In the modern vibration control of flexible space structures and flexible robots, various boundary feedback schemes have been employed to cause energy dissipation and damping, thereby achieving stabilization. The mathematical analysis of the eigenspectrum of vibration is usually carried out by classical separation of variables and by solving the transcendental equations. This involves rather lengthy and tedious work due to the complexity and the numerous boundary conditions. A different approach, developed by J. B. Keller and S. I. Rubinow, uses ideas from wave propagation to obtain asymptotic estimates of eigenvalues for multidimensional scattering problems. This approach is powerful and yields accurate eigenvalue estimates even at a relatively low frequency range [Ann. Physics 9, 24-75 (1960)]. In this paper, we take advantage of this wave approach to study one-dimensional vibration problems with boundary damping. We decompose vibration waves into incident, reflected (including transmitted) and evanescent waves. Based on their amplitude and reflection coefficients we are able to derive eigenfrequency estimates and compute numerical values. This wave propagation method greatly simplifies the asymptotic estimation procedures and reproduces earlier results [the first author, M. P. Coleman and H. H. West, SIAM J. Appl.

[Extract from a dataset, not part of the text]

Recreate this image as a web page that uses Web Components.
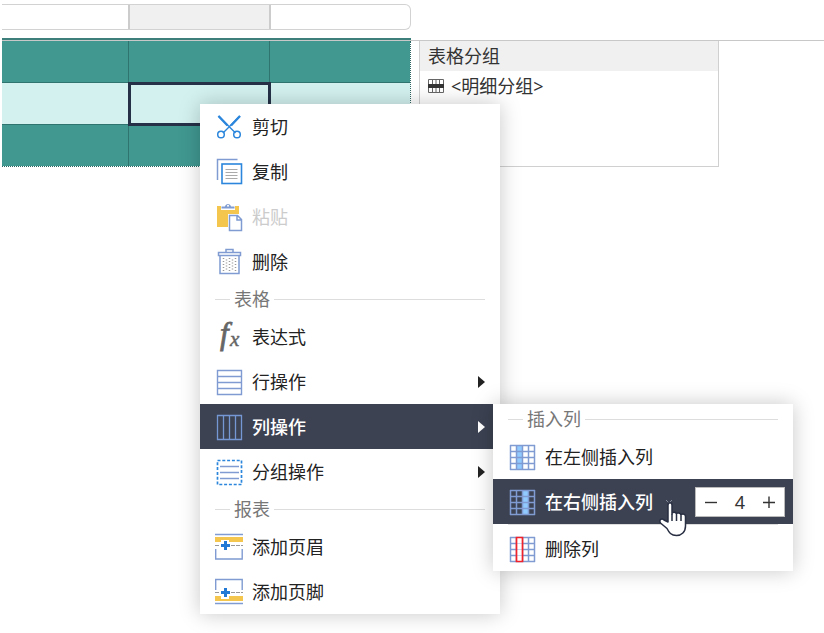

Math. 47, 751-780 (1987; Zbl 0641.93047); the first author, S. G. Krantz, D. L. Russel, C. E. Wayne and H. H. West, M. P. Coleman, SIAM J. Appl., Math. 49, 1665-1693 (1989; Zbl 0685.73046)]. It also yields new insights into various structural control problems such as feedback with tipped mass, nonrobustness of feedback delays [R. Datko, M. P. Polis and J. Lagnese, SIAM J. Control Optimization 24, 152-156 (1986; Zbl 0592.93047); R. Datko, ibid. 26, No.3, 697-713 (1988; Zbl 0643.93050)], noncollocated sensors and actuators, and special medium-low frequency structural damping patterns.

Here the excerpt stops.